*Problem details*. Pictures are to be left out. Copy exactly the lines from the one containing "Convert this table" to the one containing "import React from 'react'", both ends kept.

[Entries from a dataset]
____

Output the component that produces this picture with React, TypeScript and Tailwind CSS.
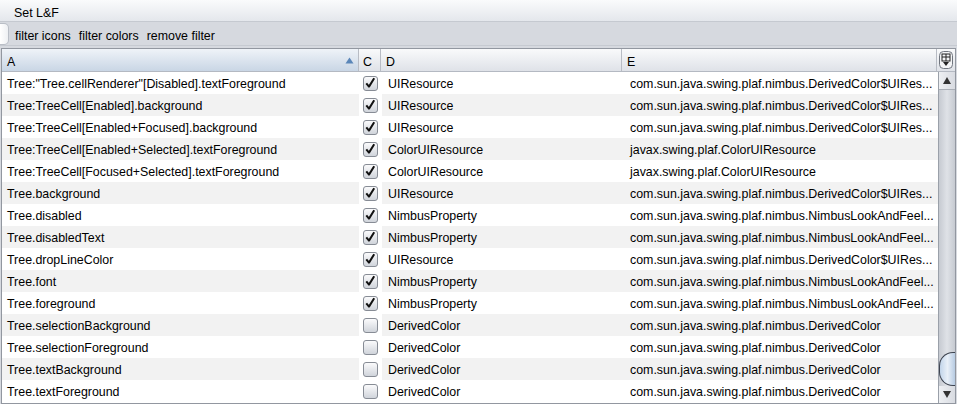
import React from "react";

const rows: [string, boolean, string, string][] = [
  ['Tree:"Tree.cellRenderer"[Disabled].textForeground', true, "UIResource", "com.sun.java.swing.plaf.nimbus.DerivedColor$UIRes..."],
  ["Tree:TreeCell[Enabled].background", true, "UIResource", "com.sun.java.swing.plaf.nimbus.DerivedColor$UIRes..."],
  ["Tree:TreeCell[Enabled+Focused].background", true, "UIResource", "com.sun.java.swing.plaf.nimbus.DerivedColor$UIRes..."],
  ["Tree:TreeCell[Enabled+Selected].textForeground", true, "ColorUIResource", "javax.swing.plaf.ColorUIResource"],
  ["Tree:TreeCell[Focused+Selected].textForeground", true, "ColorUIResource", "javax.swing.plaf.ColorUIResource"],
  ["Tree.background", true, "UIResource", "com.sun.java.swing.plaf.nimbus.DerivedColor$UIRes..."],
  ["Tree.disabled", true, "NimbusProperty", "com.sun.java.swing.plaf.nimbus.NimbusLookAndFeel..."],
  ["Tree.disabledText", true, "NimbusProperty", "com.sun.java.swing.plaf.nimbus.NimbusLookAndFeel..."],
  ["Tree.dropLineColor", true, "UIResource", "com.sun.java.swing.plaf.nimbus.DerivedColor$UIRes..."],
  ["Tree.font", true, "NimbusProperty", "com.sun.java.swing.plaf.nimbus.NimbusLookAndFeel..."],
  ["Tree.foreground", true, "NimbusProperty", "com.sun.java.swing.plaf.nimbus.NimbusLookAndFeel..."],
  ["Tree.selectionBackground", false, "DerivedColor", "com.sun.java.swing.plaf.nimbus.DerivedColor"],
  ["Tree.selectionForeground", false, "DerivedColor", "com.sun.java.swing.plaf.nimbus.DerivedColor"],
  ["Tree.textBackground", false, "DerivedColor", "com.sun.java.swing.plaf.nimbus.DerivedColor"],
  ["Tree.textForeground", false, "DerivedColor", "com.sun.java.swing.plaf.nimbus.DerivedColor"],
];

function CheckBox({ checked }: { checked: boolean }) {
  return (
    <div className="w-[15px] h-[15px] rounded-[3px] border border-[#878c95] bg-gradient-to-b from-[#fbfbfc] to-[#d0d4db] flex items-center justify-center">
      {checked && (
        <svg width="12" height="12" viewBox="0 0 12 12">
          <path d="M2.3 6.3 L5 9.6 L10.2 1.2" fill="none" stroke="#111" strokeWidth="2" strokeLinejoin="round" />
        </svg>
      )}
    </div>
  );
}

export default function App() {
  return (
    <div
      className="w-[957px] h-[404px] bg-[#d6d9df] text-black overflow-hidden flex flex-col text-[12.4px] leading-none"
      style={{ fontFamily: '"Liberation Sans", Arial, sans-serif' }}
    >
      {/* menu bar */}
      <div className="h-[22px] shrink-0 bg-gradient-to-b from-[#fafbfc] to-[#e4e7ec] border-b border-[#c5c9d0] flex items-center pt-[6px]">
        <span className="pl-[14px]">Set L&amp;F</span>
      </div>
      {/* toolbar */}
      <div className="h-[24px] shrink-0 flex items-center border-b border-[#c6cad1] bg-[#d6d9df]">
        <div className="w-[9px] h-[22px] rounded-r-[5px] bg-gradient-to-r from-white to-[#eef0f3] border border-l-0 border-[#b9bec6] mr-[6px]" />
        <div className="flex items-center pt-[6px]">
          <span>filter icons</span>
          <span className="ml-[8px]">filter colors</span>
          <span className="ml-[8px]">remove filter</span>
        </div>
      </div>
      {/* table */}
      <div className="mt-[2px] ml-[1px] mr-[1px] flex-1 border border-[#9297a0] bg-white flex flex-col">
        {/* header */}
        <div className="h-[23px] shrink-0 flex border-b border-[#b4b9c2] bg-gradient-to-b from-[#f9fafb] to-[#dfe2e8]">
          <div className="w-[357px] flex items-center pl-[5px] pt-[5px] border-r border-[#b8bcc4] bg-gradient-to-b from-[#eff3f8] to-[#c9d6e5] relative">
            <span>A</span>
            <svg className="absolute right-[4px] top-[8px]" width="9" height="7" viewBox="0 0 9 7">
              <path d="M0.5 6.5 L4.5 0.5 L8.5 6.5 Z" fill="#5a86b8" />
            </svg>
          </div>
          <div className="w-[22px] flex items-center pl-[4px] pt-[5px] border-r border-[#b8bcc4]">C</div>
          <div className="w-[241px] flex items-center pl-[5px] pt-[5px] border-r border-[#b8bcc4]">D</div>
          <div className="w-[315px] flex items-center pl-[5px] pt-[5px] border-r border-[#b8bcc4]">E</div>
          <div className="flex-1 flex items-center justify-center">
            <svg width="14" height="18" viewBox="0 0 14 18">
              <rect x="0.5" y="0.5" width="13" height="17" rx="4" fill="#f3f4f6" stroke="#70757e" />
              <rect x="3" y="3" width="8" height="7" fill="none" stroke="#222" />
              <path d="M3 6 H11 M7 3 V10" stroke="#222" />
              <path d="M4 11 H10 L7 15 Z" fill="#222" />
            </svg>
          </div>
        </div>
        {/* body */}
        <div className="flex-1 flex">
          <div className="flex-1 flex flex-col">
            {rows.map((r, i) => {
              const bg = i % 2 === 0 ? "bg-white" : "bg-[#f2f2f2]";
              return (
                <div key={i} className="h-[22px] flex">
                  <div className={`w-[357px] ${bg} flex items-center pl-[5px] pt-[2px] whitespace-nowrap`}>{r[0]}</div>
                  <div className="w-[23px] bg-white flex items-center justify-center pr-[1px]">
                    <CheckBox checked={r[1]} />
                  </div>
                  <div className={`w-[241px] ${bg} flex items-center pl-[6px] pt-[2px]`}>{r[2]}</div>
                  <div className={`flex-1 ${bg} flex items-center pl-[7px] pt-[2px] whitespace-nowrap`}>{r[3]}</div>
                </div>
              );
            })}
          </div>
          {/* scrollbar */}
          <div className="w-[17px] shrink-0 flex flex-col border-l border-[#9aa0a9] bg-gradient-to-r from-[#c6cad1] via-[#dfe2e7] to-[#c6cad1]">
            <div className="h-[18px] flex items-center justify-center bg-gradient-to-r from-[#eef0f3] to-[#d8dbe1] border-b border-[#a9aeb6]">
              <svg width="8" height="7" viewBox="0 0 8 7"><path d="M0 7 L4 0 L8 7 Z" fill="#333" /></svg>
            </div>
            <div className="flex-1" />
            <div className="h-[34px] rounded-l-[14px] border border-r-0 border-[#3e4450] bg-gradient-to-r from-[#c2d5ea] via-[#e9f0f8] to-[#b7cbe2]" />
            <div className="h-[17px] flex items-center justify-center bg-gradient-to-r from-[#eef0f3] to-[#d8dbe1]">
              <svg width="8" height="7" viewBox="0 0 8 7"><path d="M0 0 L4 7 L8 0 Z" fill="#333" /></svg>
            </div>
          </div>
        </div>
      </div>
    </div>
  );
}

____

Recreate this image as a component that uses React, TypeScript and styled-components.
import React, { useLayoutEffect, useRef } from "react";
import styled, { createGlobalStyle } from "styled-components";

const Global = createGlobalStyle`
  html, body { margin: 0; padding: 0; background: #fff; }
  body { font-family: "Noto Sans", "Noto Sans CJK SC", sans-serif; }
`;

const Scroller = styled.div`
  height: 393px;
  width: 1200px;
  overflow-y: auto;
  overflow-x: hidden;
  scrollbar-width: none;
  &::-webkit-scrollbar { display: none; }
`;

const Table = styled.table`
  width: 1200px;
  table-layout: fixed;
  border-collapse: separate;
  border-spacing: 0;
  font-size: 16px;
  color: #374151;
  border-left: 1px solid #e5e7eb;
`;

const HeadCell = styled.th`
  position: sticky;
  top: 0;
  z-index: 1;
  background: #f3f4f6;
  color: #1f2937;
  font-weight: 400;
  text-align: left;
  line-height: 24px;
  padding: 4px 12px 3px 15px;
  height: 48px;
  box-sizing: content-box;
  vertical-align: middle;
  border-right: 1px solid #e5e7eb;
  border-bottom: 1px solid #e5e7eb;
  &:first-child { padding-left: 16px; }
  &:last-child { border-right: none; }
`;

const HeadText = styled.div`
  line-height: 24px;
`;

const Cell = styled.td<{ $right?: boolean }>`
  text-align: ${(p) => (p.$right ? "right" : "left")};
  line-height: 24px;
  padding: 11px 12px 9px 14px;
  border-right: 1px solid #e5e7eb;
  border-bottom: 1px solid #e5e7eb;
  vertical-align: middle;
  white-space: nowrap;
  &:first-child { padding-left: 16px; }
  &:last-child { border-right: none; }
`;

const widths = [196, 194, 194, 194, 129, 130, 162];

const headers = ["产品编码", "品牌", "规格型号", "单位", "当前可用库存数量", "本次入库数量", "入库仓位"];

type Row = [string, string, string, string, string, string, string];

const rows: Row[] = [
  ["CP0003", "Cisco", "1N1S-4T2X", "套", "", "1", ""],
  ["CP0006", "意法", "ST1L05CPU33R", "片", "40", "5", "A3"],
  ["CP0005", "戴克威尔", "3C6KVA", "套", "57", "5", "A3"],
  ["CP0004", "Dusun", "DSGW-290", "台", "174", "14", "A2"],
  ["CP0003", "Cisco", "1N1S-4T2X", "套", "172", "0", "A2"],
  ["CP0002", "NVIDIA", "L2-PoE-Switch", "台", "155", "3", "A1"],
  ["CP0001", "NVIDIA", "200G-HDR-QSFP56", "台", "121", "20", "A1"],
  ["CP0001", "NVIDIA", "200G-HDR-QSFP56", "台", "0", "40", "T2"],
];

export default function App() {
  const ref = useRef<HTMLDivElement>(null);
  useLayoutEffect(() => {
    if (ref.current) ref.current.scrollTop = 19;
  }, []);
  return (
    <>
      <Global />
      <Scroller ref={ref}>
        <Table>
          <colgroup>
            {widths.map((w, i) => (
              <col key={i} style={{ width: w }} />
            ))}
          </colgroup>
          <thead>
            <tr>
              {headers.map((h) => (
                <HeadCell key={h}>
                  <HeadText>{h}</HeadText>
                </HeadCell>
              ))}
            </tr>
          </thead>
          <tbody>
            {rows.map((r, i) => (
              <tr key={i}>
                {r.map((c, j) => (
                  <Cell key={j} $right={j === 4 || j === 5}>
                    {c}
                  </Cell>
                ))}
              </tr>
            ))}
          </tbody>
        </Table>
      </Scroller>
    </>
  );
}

____

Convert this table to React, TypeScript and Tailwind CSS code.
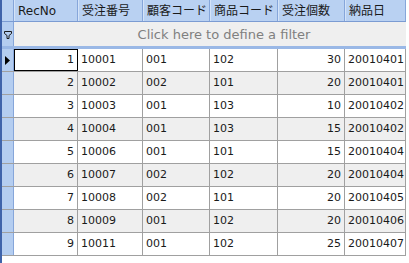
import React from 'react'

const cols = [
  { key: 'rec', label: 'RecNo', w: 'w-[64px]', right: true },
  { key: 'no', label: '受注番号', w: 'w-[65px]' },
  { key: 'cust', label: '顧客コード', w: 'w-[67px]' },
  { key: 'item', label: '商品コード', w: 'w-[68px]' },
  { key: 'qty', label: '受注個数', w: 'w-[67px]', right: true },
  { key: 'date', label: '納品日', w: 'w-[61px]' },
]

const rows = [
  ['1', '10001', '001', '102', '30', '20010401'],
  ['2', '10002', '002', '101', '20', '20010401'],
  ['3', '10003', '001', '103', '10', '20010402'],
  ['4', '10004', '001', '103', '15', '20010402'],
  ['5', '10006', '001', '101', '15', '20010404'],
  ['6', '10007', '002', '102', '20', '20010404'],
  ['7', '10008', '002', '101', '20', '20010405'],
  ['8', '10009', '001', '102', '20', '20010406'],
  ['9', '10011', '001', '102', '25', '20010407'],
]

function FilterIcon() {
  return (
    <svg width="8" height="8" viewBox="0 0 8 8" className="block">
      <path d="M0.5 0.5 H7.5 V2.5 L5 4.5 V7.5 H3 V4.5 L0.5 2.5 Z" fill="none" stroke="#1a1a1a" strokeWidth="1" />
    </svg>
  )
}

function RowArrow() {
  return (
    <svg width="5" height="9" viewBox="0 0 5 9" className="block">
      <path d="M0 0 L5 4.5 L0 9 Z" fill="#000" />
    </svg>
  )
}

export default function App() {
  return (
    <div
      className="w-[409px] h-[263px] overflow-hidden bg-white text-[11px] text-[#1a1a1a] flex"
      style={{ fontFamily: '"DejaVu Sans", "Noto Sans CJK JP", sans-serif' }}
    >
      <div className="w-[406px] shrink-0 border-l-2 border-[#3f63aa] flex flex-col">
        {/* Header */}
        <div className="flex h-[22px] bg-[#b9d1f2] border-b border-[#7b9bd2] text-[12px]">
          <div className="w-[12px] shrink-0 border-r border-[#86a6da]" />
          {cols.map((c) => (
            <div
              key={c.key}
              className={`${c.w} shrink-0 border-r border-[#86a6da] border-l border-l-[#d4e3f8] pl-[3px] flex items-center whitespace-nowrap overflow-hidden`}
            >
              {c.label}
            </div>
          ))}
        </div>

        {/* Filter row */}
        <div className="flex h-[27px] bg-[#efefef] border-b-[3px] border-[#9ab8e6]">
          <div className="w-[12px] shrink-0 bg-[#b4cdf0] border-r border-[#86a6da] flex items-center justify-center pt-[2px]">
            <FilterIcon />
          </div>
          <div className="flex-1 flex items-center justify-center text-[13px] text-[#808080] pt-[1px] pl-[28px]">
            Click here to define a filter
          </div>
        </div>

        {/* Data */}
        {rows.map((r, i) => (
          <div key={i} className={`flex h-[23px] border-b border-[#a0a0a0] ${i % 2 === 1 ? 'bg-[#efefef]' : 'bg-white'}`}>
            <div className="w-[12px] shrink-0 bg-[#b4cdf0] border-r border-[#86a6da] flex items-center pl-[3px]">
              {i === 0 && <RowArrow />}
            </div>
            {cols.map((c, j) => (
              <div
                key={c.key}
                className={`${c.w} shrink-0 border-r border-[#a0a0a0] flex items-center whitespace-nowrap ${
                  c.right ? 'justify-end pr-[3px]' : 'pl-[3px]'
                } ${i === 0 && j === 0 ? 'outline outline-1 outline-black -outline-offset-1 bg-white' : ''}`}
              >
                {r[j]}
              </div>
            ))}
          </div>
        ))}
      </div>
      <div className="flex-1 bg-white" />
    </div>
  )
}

____

*Completed exercise*.
Convert this table to React, TypeScript and Tailwind CSS code.
import React from 'react'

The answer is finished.